Herbert Girgensohn, der aus dem Baltikum stammende theologische Lehrer und Leiter des damaligen Ostkirchenausschusses, den man auch den „Vater der Flüchtlinge und Heimatvertriebenen“ nannte, formulierte es in einer neun Jahre nach dem Krieg gehaltenen Erntedankpredigt einmal so: „Hinter der Sättigung und der Kleidung, mit der wir unsere Blöße bedecken, dürfen wir die Güte Gottes entdecken, der über den Tod hinaus unser Leben will. Gott beruft diese verfluchte Menschheit mit ihrem verzweifelten Ringen um ihr irdisches Dasein zum ewigen Leben. Das liegt im recht verstandenen Dank für die Ernte …“ Nur, das Wort „Danke“ verschwindet mehr und mehr aus der Bezeichnung des Festes.
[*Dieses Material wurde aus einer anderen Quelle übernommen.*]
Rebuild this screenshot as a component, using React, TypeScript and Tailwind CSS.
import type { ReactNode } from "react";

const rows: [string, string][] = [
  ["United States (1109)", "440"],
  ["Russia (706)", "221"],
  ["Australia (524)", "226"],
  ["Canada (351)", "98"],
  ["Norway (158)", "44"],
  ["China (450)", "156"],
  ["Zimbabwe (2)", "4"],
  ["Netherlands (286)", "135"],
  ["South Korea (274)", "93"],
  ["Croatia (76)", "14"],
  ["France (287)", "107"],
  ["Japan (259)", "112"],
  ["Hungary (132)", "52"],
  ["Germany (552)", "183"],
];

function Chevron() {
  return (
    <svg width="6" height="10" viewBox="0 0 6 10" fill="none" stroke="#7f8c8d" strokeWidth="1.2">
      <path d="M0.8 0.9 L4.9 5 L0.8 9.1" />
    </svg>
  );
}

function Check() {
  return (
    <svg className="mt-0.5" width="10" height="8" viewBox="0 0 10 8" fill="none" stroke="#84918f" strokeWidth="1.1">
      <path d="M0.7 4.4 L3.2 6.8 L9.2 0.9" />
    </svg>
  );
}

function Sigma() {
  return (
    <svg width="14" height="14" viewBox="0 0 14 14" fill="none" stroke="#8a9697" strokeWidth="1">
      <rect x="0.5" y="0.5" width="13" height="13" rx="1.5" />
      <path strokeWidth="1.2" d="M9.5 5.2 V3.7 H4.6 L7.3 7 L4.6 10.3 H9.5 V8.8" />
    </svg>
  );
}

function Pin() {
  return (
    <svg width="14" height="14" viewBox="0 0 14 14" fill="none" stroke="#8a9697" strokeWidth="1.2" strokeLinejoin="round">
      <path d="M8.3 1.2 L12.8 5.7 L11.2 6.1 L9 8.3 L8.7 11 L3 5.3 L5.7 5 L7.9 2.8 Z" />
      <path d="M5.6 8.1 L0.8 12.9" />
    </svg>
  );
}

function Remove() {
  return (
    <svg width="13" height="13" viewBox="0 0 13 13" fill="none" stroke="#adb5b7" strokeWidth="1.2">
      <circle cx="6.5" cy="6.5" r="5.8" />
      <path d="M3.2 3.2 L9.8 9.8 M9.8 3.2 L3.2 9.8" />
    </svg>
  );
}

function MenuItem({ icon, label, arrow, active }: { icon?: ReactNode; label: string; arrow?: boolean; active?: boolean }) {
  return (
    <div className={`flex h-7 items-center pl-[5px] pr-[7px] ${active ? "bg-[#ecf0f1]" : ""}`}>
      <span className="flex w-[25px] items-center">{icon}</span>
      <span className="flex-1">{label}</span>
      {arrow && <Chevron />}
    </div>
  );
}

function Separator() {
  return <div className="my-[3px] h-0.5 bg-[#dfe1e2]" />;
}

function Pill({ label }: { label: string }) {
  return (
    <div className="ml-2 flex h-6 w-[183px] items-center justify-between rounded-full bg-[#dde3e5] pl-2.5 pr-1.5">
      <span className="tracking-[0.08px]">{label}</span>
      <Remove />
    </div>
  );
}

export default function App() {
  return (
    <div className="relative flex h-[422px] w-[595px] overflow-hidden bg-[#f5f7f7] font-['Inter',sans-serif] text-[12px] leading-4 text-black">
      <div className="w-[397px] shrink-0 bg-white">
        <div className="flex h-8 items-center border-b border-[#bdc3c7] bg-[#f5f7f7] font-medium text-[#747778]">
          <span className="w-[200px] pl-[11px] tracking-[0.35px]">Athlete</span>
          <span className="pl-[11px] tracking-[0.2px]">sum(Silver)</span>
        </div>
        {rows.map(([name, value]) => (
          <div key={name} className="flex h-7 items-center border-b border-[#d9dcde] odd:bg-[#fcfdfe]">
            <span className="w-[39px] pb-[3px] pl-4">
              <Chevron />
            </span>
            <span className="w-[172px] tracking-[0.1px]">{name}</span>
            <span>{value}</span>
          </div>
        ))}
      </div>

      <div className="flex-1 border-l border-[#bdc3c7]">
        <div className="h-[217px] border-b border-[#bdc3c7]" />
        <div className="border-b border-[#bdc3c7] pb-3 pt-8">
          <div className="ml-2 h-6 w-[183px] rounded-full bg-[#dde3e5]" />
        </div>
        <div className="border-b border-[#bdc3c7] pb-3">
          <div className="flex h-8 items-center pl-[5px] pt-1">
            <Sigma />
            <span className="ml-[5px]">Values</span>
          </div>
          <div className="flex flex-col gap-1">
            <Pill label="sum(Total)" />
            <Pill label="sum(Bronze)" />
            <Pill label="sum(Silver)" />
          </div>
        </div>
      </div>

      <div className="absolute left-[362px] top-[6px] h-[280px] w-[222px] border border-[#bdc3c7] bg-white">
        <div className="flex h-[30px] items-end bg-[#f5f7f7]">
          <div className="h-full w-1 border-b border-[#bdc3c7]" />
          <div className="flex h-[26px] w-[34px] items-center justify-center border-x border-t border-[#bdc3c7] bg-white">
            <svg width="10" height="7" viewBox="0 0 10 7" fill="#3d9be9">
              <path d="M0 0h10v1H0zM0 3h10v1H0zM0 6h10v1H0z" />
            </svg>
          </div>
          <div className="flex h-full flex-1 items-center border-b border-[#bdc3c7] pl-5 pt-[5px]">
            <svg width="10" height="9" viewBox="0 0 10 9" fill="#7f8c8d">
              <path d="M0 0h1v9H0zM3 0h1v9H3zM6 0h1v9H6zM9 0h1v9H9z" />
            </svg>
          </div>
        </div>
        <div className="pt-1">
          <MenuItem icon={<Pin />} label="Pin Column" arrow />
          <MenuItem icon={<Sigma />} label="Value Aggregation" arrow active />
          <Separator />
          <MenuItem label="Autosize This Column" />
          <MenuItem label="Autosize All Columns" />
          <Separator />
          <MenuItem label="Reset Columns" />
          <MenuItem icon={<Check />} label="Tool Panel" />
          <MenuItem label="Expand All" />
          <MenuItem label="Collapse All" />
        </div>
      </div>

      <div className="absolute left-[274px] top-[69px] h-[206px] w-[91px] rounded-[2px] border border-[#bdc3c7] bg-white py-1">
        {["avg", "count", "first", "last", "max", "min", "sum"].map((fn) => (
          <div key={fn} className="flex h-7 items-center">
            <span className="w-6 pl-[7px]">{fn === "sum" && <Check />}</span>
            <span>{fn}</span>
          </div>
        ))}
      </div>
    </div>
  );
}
Neulich fuhr ich auf einer Straße an einem Plakat vorbei, das zum „Heimat- und Erntefest“ in einer benachbarten Landgemeinde einlädt. Die Verbindung von Heimat und Ernte ließ mich aufmerken, zumal mir gleich das Lied einfiel, in dem wir Ostpreußen unsere landschaftlich so außerordentliche und auch bei vielen Nichtostpreußen beliebte Heimat, die ehemalige Kornkammer Deutschlands, besingen, auch wenn heute dort nur selten „starke Bauern hinter Pferd und Pflug schreiten“. Dass aber das Wort „Dank“ aus dem Namen des Festes verschwindet, gibt zu denken.

Unser Dasein hat keinen Wert an sich. Unser Leben ist auf Gott bezogen, oder wir werden letztlich heimatlos in dieser und in der kommenden Welt. Unsere Liebe zur irdischen Heimat hat ihren letzten Sinn als Vorbereitung auf die „Heimat im Himmel“, aus der uns niemand vertreiben wird.

In Bezug auf das Reich Gottes hat die Zukunft schon begonnen. Sie bringt uns Gericht oder Erlösung. Und dann wird offenbar werden, dass Gott denen, die im Glauben seiner Ernte entgegen reifen, nicht kümmerlich, sondern ganz hilft. Martin Schenk, Pfarrer i. R.